In the discussion, from the platform it was announced that Houzan Mahmood, the campaigner from Kurdistan, has had a ‘fatwa’ issued to by the Al Queda inspired group known as Answar al Islam which has been involved in some of the incidents in the area. Of note is the fact that when the coalition forces came into Northern Iraq that is Kurdistan, Ansar al Islam was barely touched and left to continue to abet the repression and enforcement of Sharia Law. Their arbitrary sentencing tariffs were based on the levelof religious devotion of the parties and the amount of blood money that would be offered by one family to the other.
One of the speakers described how a clandestine network of ‘refuge houses’ which has been set up and with the help of outreach workers travelling in the mountains, has increased awareness of the issues. Resistance slowly is emerging with the help of those lucky to move abroad.

As previously stated, the security forces have stood by and done little to deal with the situation. As the organisation known as OWFI can verify, this starts from the top government officials and involves such incidents the security forces in Tal Aafar raping Wajida Muhamed, where it was fortunate that there were witnesses, so that the woman concerned could not be discredited. Essentially in areas of Kurdistan the rule of law is at best informal. Reprisals are mostly ignored, as in the Du’a’ Khalil Aswad’s case when a busload of Yezidis were savagely gunned down, it was claimed, by a group calling itself the Islamic State of Iraq.

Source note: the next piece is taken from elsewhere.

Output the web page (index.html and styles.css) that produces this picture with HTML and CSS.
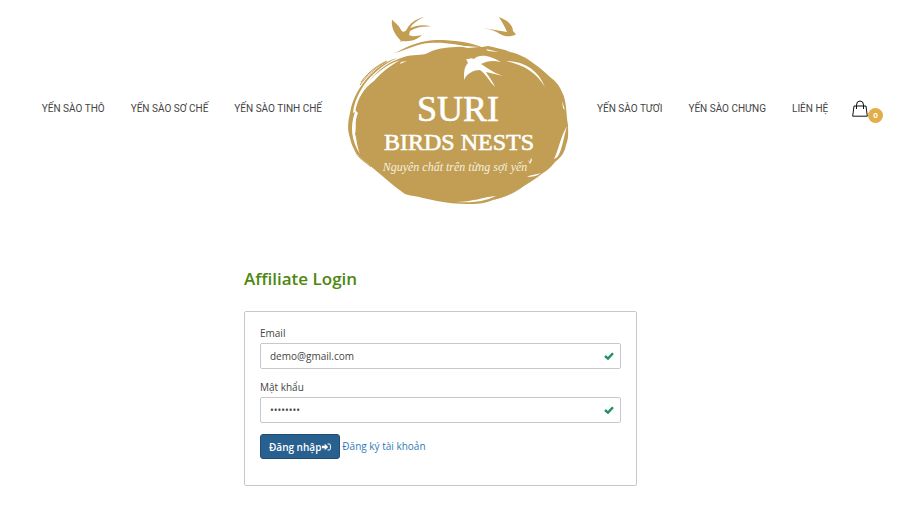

In a conversation I had with a senior family member of a group lucky enough to get to Europe recently, he said it was not so much only the repression of the female and the ‘dishonour’ but how it also affects profoundly the whole family with a far embracing stigma lasting for a long time. There were obviously many people at the meeting who were obviously traumatised and who related their individual experiences in Iranian, Kurdish and Arabic. Many women told me they did not know what normality meant as women in a ‘civil society’.
If Saddam Hussein was no emancipator of women at least in general they fared better under that regime. His departure however unleashes something quite different: the hordes of men holding mobile phone cameras aloft dancing with glee at the crumpled figure below them is almost an echo of Abu Ghraib with its demonstration of human bestiality. A horrifying genie has been let out of the bottle; a barbarism that must be met with not only solidarity with the repressed and those fighting on the inside but a vision of a new society. It is hoped from the meeting that the 95 odd women will build solidarity ties with their compatriots the thousands of Iraqi women who fled with some of their families to Jordan and Syria living in appalling deprivation that were not fortunate to reach Europe.
It can only be hoped that solidarity will be transformed concretely into something that will enable to those who are working in the ‘refuge houses’ to slowly set up an alternative to the theocracy that pervades the communities such as Bashika or Tal Aafar. That alternative is something far more than just rights, equality and freedom but a philosophy for our age.